The statutory term to be interpreted and applied in the two instant cases is the term “navigable waters.” The
outcome turns on whether that phrase reasonably describes certain Michigan wetlands the Corps seeks to regulate. Under the Act “[t]he term
‘navigable waters’ means the waters of the United States, including the territorial seas.” §1362(7). In a regulation the Corps has construed the
term “waters of the United States” to include not only waters susceptible to use in interstate commerce—the traditional understanding of the term
“navigable waters of the United States,” see, e.g., United States v. Appalachian Elec. Power Co., 311 U. S. 377, 406– 408 (1940); The Daniel
Ball, 10 Wall. 557, 563–564 (1871)— but also tributaries of those waters and, of particular relevance here, wetlands adjacent to those waters or
their tributaries. 33 CFR §§328.3(a)(1), (5), (7) (2005). The Corps views tributaries as within its jurisdiction if they carry a perceptible
“ordinary high water mark.” §328.4(c); 65 Fed. Reg. 12823 (2000). An ordinary high-water mark is a “line on the shore established by the
fluctuations of water and indicated by physical characteristics such as clear, natural line impressed on the bank, shelving, changes in the
character of soil, destruction of terrestrial vegetation, the presence of litter and debris, or other appropriate means that consider the
characteristics of the surrounding areas.” 33 CFR §328.3(e).

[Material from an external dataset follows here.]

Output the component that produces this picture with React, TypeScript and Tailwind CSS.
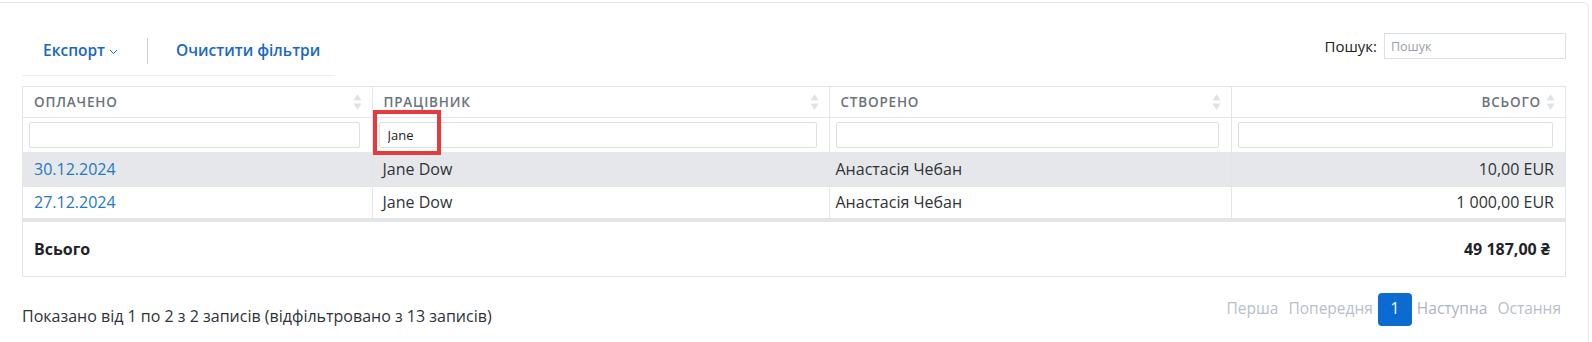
import React from 'react';

const font = { fontFamily: '"Open Sans", "Noto Sans", Arial, sans-serif' };

interface Row {
  paid: string;
  worker: string;
  createdBy: string;
  total: string;
}

const rows: Row[] = [
  { paid: '30.12.2024', worker: 'Jane Dow', createdBy: 'Анастасія Чебан', total: '10,00 EUR' },
  { paid: '27.12.2024', worker: 'Jane Dow', createdBy: 'Анастасія Чебан', total: '1 000,00 EUR' },
];

const SortIcon = () => (
  <svg width="9" height="18" viewBox="0 0 9 18" className="shrink-0">
    <path d="M4.5 1 L8.5 7.5 L0.5 7.5 Z" fill="#dfe2e6" />
    <path d="M4.5 17 L8.5 10.5 L0.5 10.5 Z" fill="#dfe2e6" />
  </svg>
);

const HeaderCell = ({ label, right }: { label: string; right?: boolean }) => (
  <th className="h-[30px] border-r border-[#e3e5e8] pl-[11px] pr-[10px] font-semibold last:border-r-0">
    <div className={`flex items-center gap-[5px] ${right ? 'justify-end' : 'justify-between'}`}>
      <span className="text-[13.5px] tracking-[0.06em] text-[#6c737c]">{label}</span>
      <SortIcon />
    </div>
  </th>
);

const FilterCell = ({ value }: { value?: string }) => (
  <td className="h-[35px] border-r border-[#e3e5e8] pl-[6px] pr-[12px] last:border-r-0">
    <input
      readOnly
      value={value ?? ''}
      className="block h-[26px] w-full rounded-[2px] border border-[#dcdfe3] bg-white px-[8px] text-[13px] text-[#222] outline-none"
      style={font}
    />
  </td>
);

export default function App() {
  return (
    <div className="h-[342px] w-[1592px] overflow-hidden bg-white text-[16px] text-[#2f3337]" style={font}>
      <div className="mt-[2px] mr-[3px] h-[400px] rounded-tr-[6px] border-t border-r border-[#e6e8eb] pl-[22px] pr-[22px]">
        {/* Toolbar */}
        <div className="flex items-start justify-between pt-[29px]">
          <div className="w-[313px] border-b border-[#eceef0] pb-[6px]">
            <div className="flex h-[37px] items-center">
              <button className="flex items-center gap-[4px] pl-[21px] text-[15.5px] font-semibold text-[#1769c2]">
                Експорт
                <svg width="9" height="6" viewBox="0 0 9 6" className="mt-[3px]">
                  <path d="M1 1 L4.5 4.5 L8 1" fill="none" stroke="#1769c2" strokeWidth="1" />
                </svg>
              </button>
              <div className="ml-[29px] h-[26px] w-px bg-[#c9ccd0]" />
              <button className="ml-[28px] text-[15.5px] font-semibold text-[#1769c2]">Очистити фільтри</button>
            </div>
          </div>
          <div className="flex items-center gap-[7px] pt-[1px]">
            <span className="text-[15px] text-[#222]">Пошук:</span>
            <input
              readOnly
              placeholder="Пошук"
              className="h-[26px] w-[182px] border border-[#dcdfe3] px-[6px] text-[12.5px] outline-none placeholder:text-[#9aa0a6]"
              style={font}
            />
          </div>
        </div>

        {/* Table */}
        <div className="relative mt-[10px] border border-[#e3e5e8]">
          <table className="w-full table-fixed border-collapse text-left">
            <colgroup>
              <col className="w-[349px]" />
              <col className="w-[457px]" />
              <col className="w-[402px]" />
              <col />
            </colgroup>
            <thead>
              <tr className="border-b border-[#e3e5e8]">
                <HeaderCell label="ОПЛАЧЕНО" />
                <HeaderCell label="ПРАЦІВНИК" />
                <HeaderCell label="СТВОРЕНО" />
                <HeaderCell label="ВСЬОГО" right />
              </tr>
              <tr>
                <FilterCell />
                <FilterCell value="Jane" />
                <FilterCell />
                <FilterCell />
              </tr>
            </thead>
            <tbody>
              {rows.map((r, i) => (
                <tr key={r.paid} className={`h-[34px] ${i === 0 ? 'bg-[#e5e7ea]' : 'border-t border-[#e3e5e8] bg-white'}`}>
                  <td className="border-r border-[#e3e5e8] px-[11px] text-[#2479c2]">{r.paid}</td>
                  <td className="border-r border-[#e3e5e8] px-[10px]">{r.worker}</td>
                  <td className="border-r border-[#e3e5e8] px-[6px]">{r.createdBy}</td>
                  <td className="px-[11px] text-right">{r.total}</td>
                </tr>
              ))}
            </tbody>
            <tfoot>
              <tr className="h-[56px] border-t-[4px] border-[#e3e5e8]">
                <td className="px-[11px] font-bold text-[#1f2328]">Всього</td>
                <td />
                <td />
                <td className="pr-[15px] text-right font-bold text-[#1f2328]">49 187,00 ₴</td>
              </tr>
            </tfoot>
          </table>
          {/* highlight overlay */}
          <div className="pointer-events-none absolute left-[350px] top-[23px] h-[45px] w-[68px] border-[4px] border-[#e8393d]" />
        </div>

        {/* Footer */}
        <div className="flex items-center justify-between pt-[13px]">
          <span className="pt-[14px] text-[16px] text-[#2f3337]">
            Показано від 1 по 2 з 2 записів (відфільтровано з 13 записів)
          </span>
          <div className="mr-[5px] flex items-center text-[15.5px] text-[#b6bfcb]">
            <span className="px-[5px]">Перша</span>
            <span className="px-[5px]">Попередня</span>
            <span className="flex h-[33px] w-[34px] items-center justify-center rounded-[4px] bg-[#0b6bd0] text-white">1</span>
            <span className="px-[5px] text-[#aab4c2]">Наступна</span>
            <span className="pl-[5px]">Остання</span>
          </div>
        </div>
      </div>
    </div>
  );
}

Contrary to the plurality’s description, ante, at 2–3, 15, wetlands are not simply moist patches of earth. They
are defined as “those areas that are inundated or saturated by surface or ground water at a frequency and duration sufficient to support, and
that under normal circumstances do support, a prevalence of vegetation typically adapted for life in saturated soil conditions. Wetlands
generally include swamps, marshes, bogs, and similar areas.” §328.3(b). The Corps’ Wetlands Delineation Manual, including over 100 pages of
technical guidance for Corps officers, interprets this definition of wetlands to require: (1) prevalence of plant species typically adapted to
saturated soil conditions, determined in accordance with the United States Fish and Wildlife Service’s National List of Plant Species that Occur
in Wetlands; (2) hydric soil, meaning soil that is saturated, flooded, or ponded for sufficient time during the growing season to become
anaerobic, or lacking in oxygen, in the upper part; and (3) wetland hydrology, a term generally requiring continuous inundation or saturation to
the surface during at least five percent of the growing season in most years. See Wetlands Research Program Technical Report Y–87–1 (on-line
edition), pp. 12–34 (Jan. 1987), http://www.saj.usace.army.mil/permit/documents/87manual.pdf (all Internet material as visited June 16, 2006, and
available in Clerk of Court’s case file). Under the Corps’ regulations, wetlands are adjacent to tributaries, and thus covered by the Act, even
if they are “separated from other waters of the United States by man-made dikes or barriers, natural river berms, beach dunes and the like.”
§328.3(c).
B
The first consolidated case before the Court, Rapanos v. United States, No. 04–1034, relates to a civil
enforcement action initiated by the United States in the United States District Court for the Eastern District of Michigan against the owners of
three land parcels near Midland, Michigan. The first parcel, known as the Salzburg site, consists of roughly 230 acres. The District Court,
applying the Corps’ definition of wetlands, found based on expert testimony that the Salzburg site included 28 acres of wetlands. The District
Court further found that “the Salzburg wetlands have a surface water connection to tributaries of the Kawkawlin River which, in turn, flows into
the Saginaw River and ultimately into Lake Huron.” App. to Pet. for Cert. B11. Water from the site evidently spills into the Hoppler Drain,
located just north of the property, which carries water into the Hoppler Creek and thence into the Kawkawlin River, which is navigable. A state
official testified that he observed carp spawning in a ditch just north of the property, indicating a direct surface-water connection from the
ditch to the Saginaw Bay of Lake Huron.